◆ WHAT IS REQUIRED:
All of the material below is to be restated word for word, apart from the pictures.

◆ DATA LINES:
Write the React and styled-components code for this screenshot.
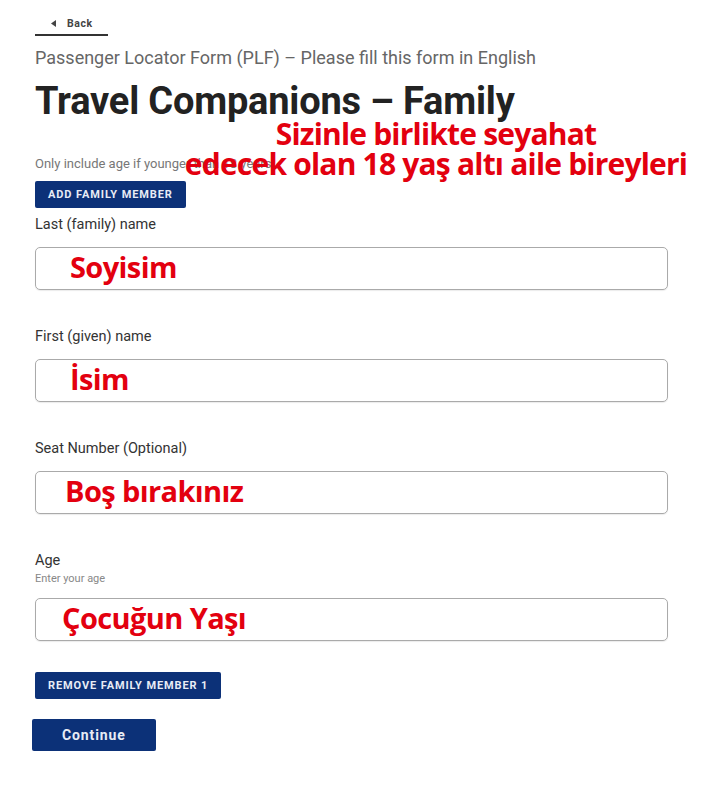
import React from 'react'
import styled, { createGlobalStyle } from 'styled-components'

const GlobalStyle = createGlobalStyle`
  html, body {
    margin: 0;
    padding: 0;
    background: #fff;
  }
  body {
    font-family: Roboto, "Liberation Sans", sans-serif;
    color: #222;
  }
`

const Page = styled.div`
  position: relative;
  width: 711px;
  height: 800px;
  padding: 12px 43px 0 35px;
  box-sizing: border-box;
`

const BackLink = styled.a`
  display: flex;
  align-items: center;
  gap: 11px;
  width: 73px;
  height: 24px;
  padding-left: 16px;
  box-sizing: border-box;
  border-bottom: 2px solid #333;
  color: #444;
  font-size: 10.5px;
  font-weight: 700;
  letter-spacing: 0.6px;
  text-decoration: none;
  cursor: pointer;
`

const Subtitle = styled.p`
  margin: 11px 0 0;
  font-size: 18px;
  line-height: 21px;
  color: #666;
`

const Title = styled.h1`
  margin: 11px 0 0;
  font-size: 38px;
  line-height: 44px;
  font-weight: 700;
  color: #222;
  letter-spacing: -0.2px;
`

const Hint = styled.p`
  margin: 33px 0 0;
  font-size: 13px;
  line-height: 15px;
  color: #777;
`

const Button = styled.button`
  display: block;
  border: none;
  border-radius: 2px;
  background: #0c3178;
  color: #e8ecf5;
  font-family: Roboto, "Liberation Sans", sans-serif;
  font-weight: 700;
  font-size: ${p => (p.$large ? '14px' : '11px')};
  letter-spacing: 0.9px;
  text-transform: ${p => (p.$large ? 'none' : 'uppercase')};
  height: ${p => (p.$large ? '32px' : '27px')};
  padding: 0 ${p => (p.$large ? '30px' : '13px')};
  margin: ${p => p.$margin || '0'};
  cursor: pointer;
`

const FieldGroup = styled.div`
  margin-top: ${p => p.$top || '0'};
`

const Label = styled.div`
  font-size: 14.5px;
  line-height: 17px;
  color: #333;
`

const SubLabel = styled.div`
  margin-top: 3px;
  font-size: 11px;
  line-height: 13px;
  color: #888;
`

const InputBox = styled.div`
  display: flex;
  align-items: center;
  height: 43px;
  margin-top: ${p => p.$gap || '14px'};
  padding-left: ${p => p.$indent || '34px'};
  box-sizing: border-box;
  border: 1.5px solid #aaa;
  border-radius: 5px;
  box-shadow: 0 1px 1px rgba(0, 0, 0, 0.08);
`

const Annotation = styled.span`
  font-family: "Open Sans", "Noto Sans", sans-serif;
  font-weight: 700;
  font-size: 29px;
  letter-spacing: -0.6px;
  color: #e3000f;
  line-height: 1;
  margin-top: -5px;
`

const Callout = styled.div`
  position: absolute;
  left: 182px;
  top: 119px;
  width: 508px;
  text-align: center;
  font-family: "Open Sans", "Noto Sans", sans-serif;
  font-weight: 700;
  font-size: 30px;
  line-height: 30px;
  letter-spacing: -0.8px;
  color: #e3000f;

  span {
    display: block;
  }
`

function ArrowLeft() {
  return (
    <svg width='5' height='7' viewBox='0 0 5 7'>
      <path d='M5 0 L0 3.5 L5 7 Z' fill='#444' />
    </svg>
  )
}

const fields = [
  { label: 'Last (family) name', note: 'Soyisim', top: '8px', indent: '34px' },
  { label: 'First (given) name', note: 'İsim', top: '38px', indent: '34px' },
  { label: 'Seat Number (Optional)', note: 'Boş bırakınız', top: '38px', indent: '29px' },
  { label: 'Age', sub: 'Enter your age', note: 'Çocuğun Yaşı', top: '38px', indent: '26px', gap: '13px' },
]

export default function App() {
  return (
    <>
      <GlobalStyle />
      <Page>
        <BackLink>
          <ArrowLeft />
          <span>Back</span>
        </BackLink>

        <Subtitle>Passenger Locator Form (PLF) – Please fill this form in English</Subtitle>
        <Title>Travel Companions – Family</Title>

        <Hint>Only include age if younger than 18 years</Hint>
        <Button $margin='10px 0 0'>Add family member</Button>

        {fields.map(f => (
          <FieldGroup key={f.label} $top={f.top}>
            <Label>{f.label}</Label>
            {f.sub && <SubLabel>{f.sub}</SubLabel>}
            <InputBox $indent={f.indent} $gap={f.gap}>
              <Annotation>{f.note}</Annotation>
            </InputBox>
          </FieldGroup>
        ))}

        <Button $margin='31px 0 0'>Remove family member 1</Button>
        <Button $large $margin='20px 0 0 -3px'>Continue</Button>

        <Callout>
          <span>Sizinle birlikte seyahat</span>
          <span>edecek olan 18 yaş altı aile bireyleri</span>
        </Callout>
      </Page>
    </>
  )
}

◆ ANSWER TO THE EXERCISE:
Write the React and styled-components code for this screenshot.
import React from 'react'
import styled, { createGlobalStyle } from 'styled-components'

const GlobalStyle = createGlobalStyle`
  html, body {
    margin: 0;
    padding: 0;
    background: #fff;
  }
  body {
    font-family: Roboto, "Liberation Sans", sans-serif;
    color: #222;
  }
`

const Page = styled.div`
  position: relative;
  width: 711px;
  height: 800px;
  padding: 12px 43px 0 35px;
  box-sizing: border-box;
`

const BackLink = styled.a`
  display: flex;
  align-items: center;
  gap: 11px;
  width: 73px;
  height: 24px;
  padding-left: 16px;
  box-sizing: border-box;
  border-bottom: 2px solid #333;
  color: #444;
  font-size: 10.5px;
  font-weight: 700;
  letter-spacing: 0.6px;
  text-decoration: none;
  cursor: pointer;
`

const Subtitle = styled.p`
  margin: 11px 0 0;
  font-size: 18px;
  line-height: 21px;
  color: #666;
`

const Title = styled.h1`
  margin: 11px 0 0;
  font-size: 38px;
  line-height: 44px;
  font-weight: 700;
  color: #222;
  letter-spacing: -0.2px;
`

const Hint = styled.p`
  margin: 33px 0 0;
  font-size: 13px;
  line-height: 15px;
  color: #777;
`

const Button = styled.button`
  display: block;
  border: none;
  border-radius: 2px;
  background: #0c3178;
  color: #e8ecf5;
  font-family: Roboto, "Liberation Sans", sans-serif;
  font-weight: 700;
  font-size: ${p => (p.$large ? '14px' : '11px')};
  letter-spacing: 0.9px;
  text-transform: ${p => (p.$large ? 'none' : 'uppercase')};
  height: ${p => (p.$large ? '32px' : '27px')};
  padding: 0 ${p => (p.$large ? '30px' : '13px')};
  margin: ${p => p.$margin || '0'};
  cursor: pointer;
`

const FieldGroup = styled.div`
  margin-top: ${p => p.$top || '0'};
`

const Label = styled.div`
  font-size: 14.5px;
  line-height: 17px;
  color: #333;
`

const SubLabel = styled.div`
  margin-top: 3px;
  font-size: 11px;
  line-height: 13px;
  color: #888;
`

const InputBox = styled.div`
  display: flex;
  align-items: center;
  height: 43px;
  margin-top: ${p => p.$gap || '14px'};
  padding-left: ${p => p.$indent || '34px'};
  box-sizing: border-box;
  border: 1.5px solid #aaa;
  border-radius: 5px;
  box-shadow: 0 1px 1px rgba(0, 0, 0, 0.08);
`

const Annotation = styled.span`
  font-family: "Open Sans", "Noto Sans", sans-serif;
  font-weight: 700;
  font-size: 29px;
  letter-spacing: -0.6px;
  color: #e3000f;
  line-height: 1;
  margin-top: -5px;
`

const Callout = styled.div`
  position: absolute;
  left: 182px;
  top: 119px;
  width: 508px;
  text-align: center;
  font-family: "Open Sans", "Noto Sans", sans-serif;
  font-weight: 700;
  font-size: 30px;
  line-height: 30px;
  letter-spacing: -0.8px;
  color: #e3000f;

  span {
    display: block;
  }
`

function ArrowLeft() {
  return (
    <svg width='5' height='7' viewBox='0 0 5 7'>
      <path d='M5 0 L0 3.5 L5 7 Z' fill='#444' />
    </svg>
  )
}

const fields = [
  { label: 'Last (family) name', note: 'Soyisim', top: '8px', indent: '34px' },
  { label: 'First (given) name', note: 'İsim', top: '38px', indent: '34px' },
  { label: 'Seat Number (Optional)', note: 'Boş bırakınız', top: '38px', indent: '29px' },
  { label: 'Age', sub: 'Enter your age', note: 'Çocuğun Yaşı', top: '38px', indent: '26px', gap: '13px' },
]

export default function App() {
  return (
    <>
      <GlobalStyle />
      <Page>
        <BackLink>
          <ArrowLeft />
          <span>Back</span>
        </BackLink>

        <Subtitle>Passenger Locator Form (PLF) – Please fill this form in English</Subtitle>
        <Title>Travel Companions – Family</Title>

        <Hint>Only include age if younger than 18 years</Hint>
        <Button $margin='10px 0 0'>Add family member</Button>

        {fields.map(f => (
          <FieldGroup key={f.label} $top={f.top}>
            <Label>{f.label}</Label>
            {f.sub && <SubLabel>{f.sub}</SubLabel>}
            <InputBox $indent={f.indent} $gap={f.gap}>
              <Annotation>{f.note}</Annotation>
            </InputBox>
          </FieldGroup>
        ))}

        <Button $margin='31px 0 0'>Remove family member 1</Button>
        <Button $large $margin='20px 0 0 -3px'>Continue</Button>

        <Callout>
          <span>Sizinle birlikte seyahat</span>
          <span>edecek olan 18 yaş altı aile bireyleri</span>
        </Callout>
      </Page>
    </>
  )
}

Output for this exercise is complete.